Prior to Thursday's game, Krejci sat in his dressing room stall, smiling and talking hockey, seeming much more relaxed than the frustrated center he was on and off the ice for the last month.

"I'm feeling good," he told ESPNBoston.com. "What did you think of the trade deadline?"

Krejci went on to discuss how he felt bad for Edmonton Oilers winger Ales Hemsky, his fellow countryman who signed a highly criticized two-year, $10 million contract last week.

"It's tough, you know, when people don't see you doing the little things and just look at points," Krejci said. "I know him and he's a leader there and he does a lot people maybe don't notice. I know what it's like.
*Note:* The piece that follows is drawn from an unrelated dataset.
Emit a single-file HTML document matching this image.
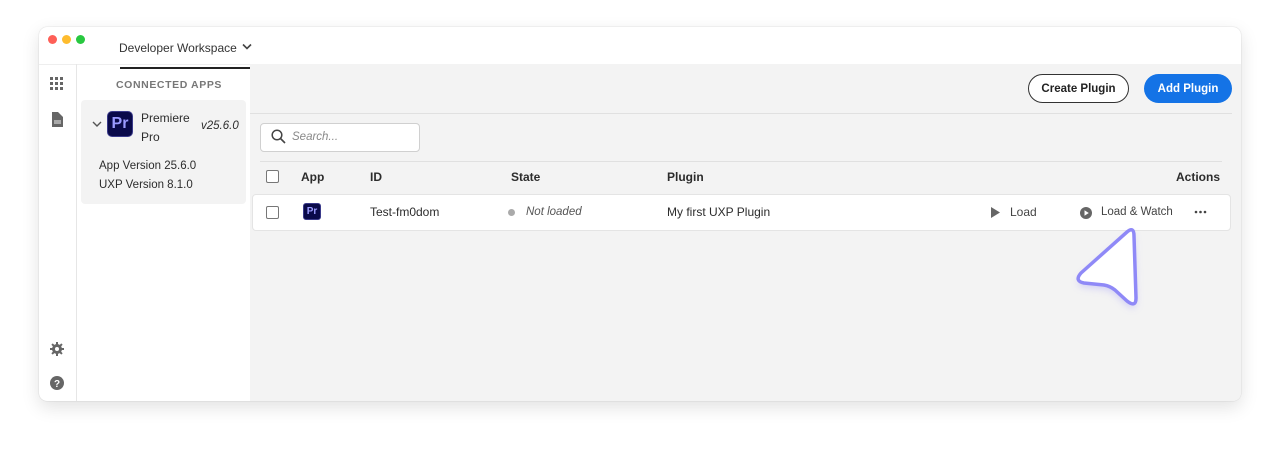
<!DOCTYPE html>
<html><head><meta charset="utf-8"><style>
*{box-sizing:border-box;margin:0;padding:0}
body{width:1280px;height:453px;background:#fff;font-family:"Liberation Sans",sans-serif;position:relative;overflow:hidden;color:#2c2c2c}
.win{position:absolute;left:39px;top:27px;width:1202px;height:374px;border-radius:8px;background:#fff;box-shadow:0 6px 18px rgba(0,0,0,.12),0 0 1px rgba(0,0,0,.25);overflow:hidden}
.abs{position:absolute}
.dot{position:absolute;top:8px;width:9px;height:9px;border-radius:50%}
.main{position:absolute;left:211px;top:37px;right:0;bottom:0;background:#f3f3f3}
.t{position:absolute;white-space:nowrap;line-height:15px}
.cb{position:absolute;width:13px;height:13px;border:1.5px solid #777;border-radius:2px;background:#fff}
.pr{position:absolute;background:#0a0a4a;color:#9b9bff;font-weight:bold;border-radius:3px;text-align:center;border:1px solid #3a3a8a}
</style></head><body>
<div class="win">
  <div class="dot" style="left:9px;background:#fe5f57"></div>
  <div class="dot" style="left:23px;background:#febc2e"></div>
  <div class="dot" style="left:37px;background:#28c840"></div>
  <div class="t" style="left:80px;top:14px;font-size:12px;color:#333">Developer Workspace</div>
  <svg class="abs" style="left:203px;top:16px" width="10" height="8"><path d="M1 1.5L5 5.5L9 1.5" stroke="#444" stroke-width="1.6" fill="none"/></svg>
  <div class="abs" style="left:81px;top:40px;width:131px;height:2px;background:#222"></div>
  <div class="abs" style="left:0;top:37px;width:1202px;height:1px;background:#eee"></div>
  <div class="abs" style="left:37px;top:37px;width:1px;height:337px;background:#e6e6e6"></div>
  <svg class="abs" style="left:11px;top:50px" width="14" height="14"><g fill="#666"><rect x="0" y="0" width="3" height="3"/><rect x="5" y="0" width="3" height="3"/><rect x="10" y="0" width="3" height="3"/><rect x="0" y="5" width="3" height="3"/><rect x="5" y="5" width="3" height="3"/><rect x="10" y="5" width="3" height="3"/><rect x="0" y="10" width="3" height="3"/><rect x="5" y="10" width="3" height="3"/><rect x="10" y="10" width="3" height="3"/></g></svg>
  <svg class="abs" style="left:13px;top:85px" width="11" height="15"><path d="M0 0H6L11 5V15H0Z" fill="#666"/><rect x="2" y="8" width="7" height="4" fill="#aaa"/></svg>
  <svg class="abs" style="left:11px;top:315px" width="14" height="14"><g fill="#666"><circle cx="7" cy="7" r="5"/><rect x="6" y="0" width="2" height="14"/><rect x="0" y="6" width="14" height="2"/><rect x="6" y="0" width="2" height="14" transform="rotate(45 7 7)"/><rect x="6" y="0" width="2" height="14" transform="rotate(-45 7 7)"/></g><circle cx="7" cy="7" r="2" fill="#fff"/></svg>
  <svg class="abs" style="left:11px;top:349px" width="14" height="14"><circle cx="7" cy="7" r="7" fill="#666"/><text x="7" y="11" font-size="10" font-weight="bold" fill="#fff" text-anchor="middle" font-family="Liberation Sans">?</text></svg>
  <div class="t" style="left:77px;top:51px;font-size:10.5px;font-weight:bold;letter-spacing:.6px;color:#777">CONNECTED APPS</div>
  <div class="abs" style="left:42px;top:73px;width:165px;height:104px;background:#f3f3f3;border-radius:4px"></div>
  <svg class="abs" style="left:53px;top:94px" width="10" height="7"><path d="M1 1L5 5L9 1" stroke="#555" stroke-width="1.4" fill="none"/></svg>
  <div class="pr" style="left:68px;top:84px;width:26px;height:26px;font-size:16px;line-height:24px;border-radius:5px">Pr</div>
  <div class="t" style="left:102px;top:82px;font-size:12px;line-height:19px">Premiere<br>Pro</div>
  <div class="t" style="left:162px;top:92px;font-size:11.5px;font-style:italic">v25.6.0</div>
  <div class="t" style="left:60px;top:130px;font-size:11.5px;line-height:19px">App Version 25.6.0<br>UXP Version 8.1.0</div>
  <div class="main">
    <div class="abs" style="left:778px;top:10px;width:101px;height:29px;border:1.5px solid #333;border-radius:15px;background:#fff;font-size:11.5px;font-weight:bold;text-align:center;line-height:28px;color:#222">Create Plugin</div>
    <div class="abs" style="left:894px;top:10px;width:88px;height:29px;border-radius:15px;background:#1473e6;font-size:11.5px;font-weight:bold;text-align:center;line-height:30px;color:#fff">Add Plugin</div>
    <div class="abs" style="left:0;top:49px;width:982px;height:1px;background:#e0e0e0"></div>
    <div class="abs" style="left:10px;top:59px;width:160px;height:29px;border:1px solid #d0d0d0;border-radius:4px;background:#fff"></div>
    <svg class="abs" style="left:21px;top:65px" width="15" height="15"><circle cx="6" cy="6" r="4.8" stroke="#444" stroke-width="1.5" fill="none"/><path d="M9.5 9.5L14 14" stroke="#444" stroke-width="1.6"/></svg>
    <div class="t" style="left:42px;top:66px;font-size:11.5px;font-style:italic;color:#888">Search...</div>
    <div class="abs" style="left:10px;top:97px;width:962px;height:1px;background:#e0e0e0"></div>
    <div class="cb" style="left:16px;top:106px"></div>
    <div class="t" style="left:51px;top:106px;font-size:12px;font-weight:bold">App</div>
    <div class="t" style="left:120px;top:106px;font-size:12px;font-weight:bold">ID</div>
    <div class="t" style="left:261px;top:106px;font-size:12px;font-weight:bold">State</div>
    <div class="t" style="left:417px;top:106px;font-size:12px;font-weight:bold">Plugin</div>
    <div class="t" style="left:926px;top:106px;font-size:12px;font-weight:bold">Actions</div>
    <div class="abs" style="left:2px;top:130px;width:979px;height:37px;background:#fff;border:1px solid #e4e4e4;border-radius:4px"></div>
    <div class="cb" style="left:16px;top:142px"></div>
    <div class="pr" style="left:53px;top:139px;width:18px;height:17px;font-size:10px;line-height:15px">Pr</div>
    <div class="t" style="left:120px;top:141px;font-size:12px">Test-fm0dom</div>
    <div class="abs" style="left:258px;top:145px;width:7px;height:7px;border-radius:50%;background:#aaa"></div>
    <div class="t" style="left:276px;top:141px;font-size:11.5px;font-style:italic;color:#555">Not loaded</div>
    <div class="t" style="left:417px;top:141px;font-size:12px">My first UXP Plugin</div>
    <svg class="abs" style="left:740px;top:143px" width="11" height="11"><path d="M1 0L10 5.5L1 11Z" fill="#666"/></svg>
    <div class="t" style="left:760px;top:141px;font-size:12px;color:#444">Load</div>
    <svg class="abs" style="left:830px;top:143px" width="12" height="12"><circle cx="6" cy="6" r="6" fill="#666"/><path d="M4.5 3.3L8.8 6L4.5 8.7Z" fill="#fff"/></svg>
    <div class="t" style="left:851px;top:141px;font-size:11.5px;color:#444">Load &amp; Watch</div>
    <svg class="abs" style="left:944px;top:146px" width="14" height="4"><g fill="#444"><circle cx="2" cy="2" r="1.3"/><circle cx="6.5" cy="2" r="1.3"/><circle cx="11" cy="2" r="1.3"/></g></svg>
  </div>
</div>
<svg class="abs" style="left:0;top:0" width="1280" height="453">
<defs><filter id="s" x="-50%" y="-50%" width="200%" height="200%"><feGaussianBlur stdDeviation="4"/></filter></defs>
<path d="M1134 236Q1134 226 1127 232L1081 273Q1074 281 1084 283L1104 285Q1110 286 1115 290L1127 301Q1136 308 1136 298Z" fill="#8f89f7" opacity=".35" filter="url(#s)" transform="translate(0,4)"/>
<path d="M1134 236Q1134 226 1127 232L1081 273Q1074 281 1084 283L1104 285Q1110 286 1115 290L1127 301Q1136 308 1136 298Z" fill="#fff" stroke="#8f89f7" stroke-width="3.5" stroke-linejoin="round"/>
</svg>
</body></html>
It's frustrating."

Well, while many -- including this scribe -- questioned Krejci's compete level and even suggested Krejci could be trade bait leading into the deadline, Julien saw Krejci doing those little things and getting better and wasn't about to give up on the player who has become Mr. Clutch at this time of the season.

"He looks more comfortable right now," Julien said. "As I've often said, he puts a lot of pressure on himself. He's probably his worst enemy when things aren't going well, and because of that, it doesn't help him in the long run. You try and take some of that pressure off and say, 'Listen, you've just got to go out there and play.' So, when he feels good about his game, you see a big difference, and that's what we've seen here tonight. He's a player that we rely on a lot. We feel that he's one of our top players, and when he produces the way he did tonight, there's no doubt our team is much better."

Krejci is thankful for his coach's faith and credited him for the bold lineup move.

"He's had me for a long time so he knows how to work with me," Krejci said of Julien. "The core of the team has been here for a long time and he knows us pretty well. He can sense it if we'll play well together and he tried it tonight and it worked. Hopefully we can keep it going and the next line chips in too and we have something good here."

If the "Mr. Clutch" Krejci has arrived, the Bruins and their fans can thank Julien for finding him again.